Since the amnesty was announced, the hotel has received numerous items – big and small – from penitent guests. “Everyone who calls says ‘I have something but I swear I didn’t steal it’,” says Perrin. Menus, postcards, brass keys, dishware and even a silver platter with a fish server have all been returned over the last few weeks. Some items have arrived in the post with no return address given, while others have been returned in person by shamefaced former guests. A few people have discreetly dropped off items at the front desk before making a swiftly exit and one man did a “dump and run” – he pulled up in front of the hotel and handed the bellhop his items before driving off.
One elderly lady says she was “simply delayed by 50 years” in returning one of the hotel’s sterling silver ladles.
Beer steins, letter openers, teacups and antique utility knives are now all making their way back to their rightful place, and so impressed are hotel staff by the quality of the goods being returned that they will open an exhibit of all the items in June as part of a retrospective of the hotel’s rich history.
According to available data, some 61 per cent of all hotel guests take toiletries (hardly a big deal), while 18 per cent of guests take towels, 14 per cent take ashtrays and a very strange 2 per cent take bath mats. Losses can amount to hundreds of millions of euro a year, say experts, with toiletries and towels always coming out on top as the most liberated items.
However, sections of carpet, light fittings, mirrors and even curtains are also on some guests’ “shopping lists”.
Hotels usually factor such losses into their budgets and are only really concerned with that very small minority of guests who try to steal expensive artwork of even Plasma TV sets.
One hotel source, who prefers to remain anonymous, says that a regular guest at a certain hotel helped himself to an entire dinner service – one piece at a time – over a period of several months.
Surprisingly, it emerges that lightbulbs tend to disappear very often from even the more expensive hotels – they are now part of the housekeeping cart in some hotels.
A hotel in the UK reports the case of a guest trying to smuggle a €800 Aeron office chair out by using it as a luggage cart. Elsewhere, a window-mounted air-conditioning unit, a colour photocopier (from the business centre) and even the sliding doors off a wardrobe have all been stolen.
It’s a happy ending though for Ottawa’s Fairmont Chateau Laurier. Most of their historical, antique and irreplaceable items have now been returned and consciences are clear again.
The case of the missing monogrammed carpet
Hunter’s Hotel in Ashford has a sign in the garden exhorting people not to take flowers – but it would do well to have similar instructions indoors.

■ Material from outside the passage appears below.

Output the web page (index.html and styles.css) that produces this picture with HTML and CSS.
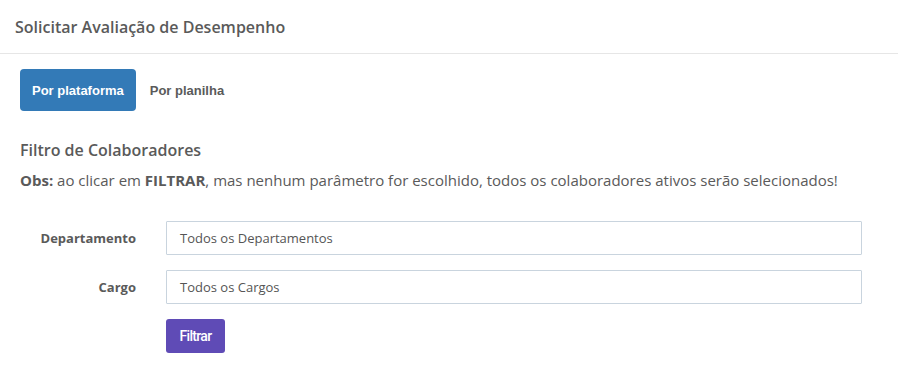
FILE: index.html
```html
<!DOCTYPE html>
<html lang="pt-BR">
<head>
    <meta charset="UTF-8">
    <title>Solicitar Avaliação de Desempenho</title>
    <link rel="stylesheet" href="styles.css">
</head>
<body>
    <div class="panel">
        <div class="panel-header">
            <h1>Solicitar Avaliação de Desempenho</h1>
        </div>

        <div class="panel-body">
            <div class="tabs">
                <button class="tab active">Por plataforma</button>
                <button class="tab">Por planilha</button>
            </div>

            <h2>Filtro de Colaboradores</h2>
            <p class="obs"><b>Obs:</b> ao clicar em <b>FILTRAR</b>, mas nenhum parâmetro for escolhido, todos os colaboradores ativos serão selecionados!</p>

            <form class="filter-form">
                <div class="form-row">
                    <label>Departamento</label>
                    <div class="field">Todos os Departamentos</div>
                </div>
                <div class="form-row">
                    <label>Cargo</label>
                    <div class="field">Todos os Cargos</div>
                </div>
                <div class="form-row">
                    <span></span>
                    <div><button type="button" class="btn-filter">Filtrar</button></div>
                </div>
            </form>
        </div>
    </div>
</body>
</html>
```

FILE: styles.css
```css
:root {
    --text: #5a5a5a;
    --border: #e6e6e6;
    --field-border: #c9d4de;
    --primary: #337ab7;
    --purple: #5f4bb6;
}

body {
    margin: 0;
    background: #ffffff;
    font-family: 'Open Sans', sans-serif;
    color: var(--text);
}

.panel-header {
    height: 53px;
    border-bottom: 1px solid var(--border);
    padding: 0 15px;
    display: flex;
    align-items: center;
}

.panel-header h1 {
    margin: 0;
    font-size: 16px;
    font-weight: 600;
    color: var(--text);
}

.panel-body {
    padding: 15px 20px;
}

.tabs {
    display: flex;
    align-items: center;
    gap: 2px;
}

.tab {
    height: 42px;
    padding: 0 12px;
    border: none;
    border-radius: 4px;
    background: transparent;
    font-family: 'Liberation Sans', Arial, sans-serif;
    font-size: 13px;
    font-weight: 700;
    color: var(--text);
}

.tab.active {
    background: var(--primary);
    color: #ffffff;
}

h2 {
    margin: 28px 0 0;
    font-size: 16px;
    font-weight: 600;
    line-height: 22px;
}

.obs {
    margin: 9px 0 0;
    font-size: 15px;
    line-height: 20px;
}

.obs b {
    font-weight: 700;
}

.filter-form {
    margin-top: 31px;
    display: flex;
    flex-direction: column;
    gap: 15px;
}

.form-row {
    display: grid;
    grid-template-columns: 116px 1fr;
    column-gap: 30px;
    align-items: center;
    padding-right: 16px;
}

.form-row label {
    text-align: right;
    font-size: 13px;
    font-weight: 700;
}

.field {
    height: 32px;
    border: 1px solid var(--field-border);
    border-radius: 1px;
    padding: 0 13px;
    display: flex;
    align-items: center;
    font-size: 13px;
    color: #555555;
}

.btn-filter {
    width: 59px;
    height: 34px;
    padding: 0;
    border: none;
    border-radius: 3px;
    background: var(--purple);
    color: #ffffff;
    font-family: 'Roboto', sans-serif;
    font-size: 14px;
    font-weight: 500;
    letter-spacing: -0.7px;
}
```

“We’ve had pictures taken off walls, a silver teapot lifted from the mantelpiece,” says owner Richard Gilletlie. “Among the most interesting items taken was a letter from Sir Walter Scott.”
What the guest who took the carpet from under hotelier Francis Brennan’s feet was thinking mystifies him still. “I was working in the Victoria Hotel in Cork and this massive roll of carpet disappeared. What could they have used it for? It had the hotel logo all over it.” By and large, guests at his hotel, the Park in Kenmare, are well behaved, though he recalls a well-known writer who tried to check out with a towels peeking out of a bag.
When Brennan pointed this out, he was told he needed it for his car. “But if everybody did that we’d have none,” he said, taking it back. “He gave us a bad write-up.” The item whose loss most irked him was a silver platter with his name inscribed on it. “It was personal, an award – Kilkenny Design, which no longer exists.”
Mary Bowe also had an award taken. It was given to her hotel, Marlfield House, two years after opening in 1978. “Four days later, it came back with a beautiful letter of apology. Two guys on a pub crawl took it when they were leaving and it was only when they got home that they realised.”
On one occasion, Catherine Dundon of Dunbrody House had an entire dinner service walk out.
“We had a hen and the woman’s friends loaded her bag with all the silverware they could find,” she says. A few days later, a massive package arrived, with profuse apologies. One light-fingered guest actually did her a favour. “We were given a hideous ashtray. I stuck it on the hall table and it was gone in a day. I thought, if your taste is that bad, you’re welcome to it.”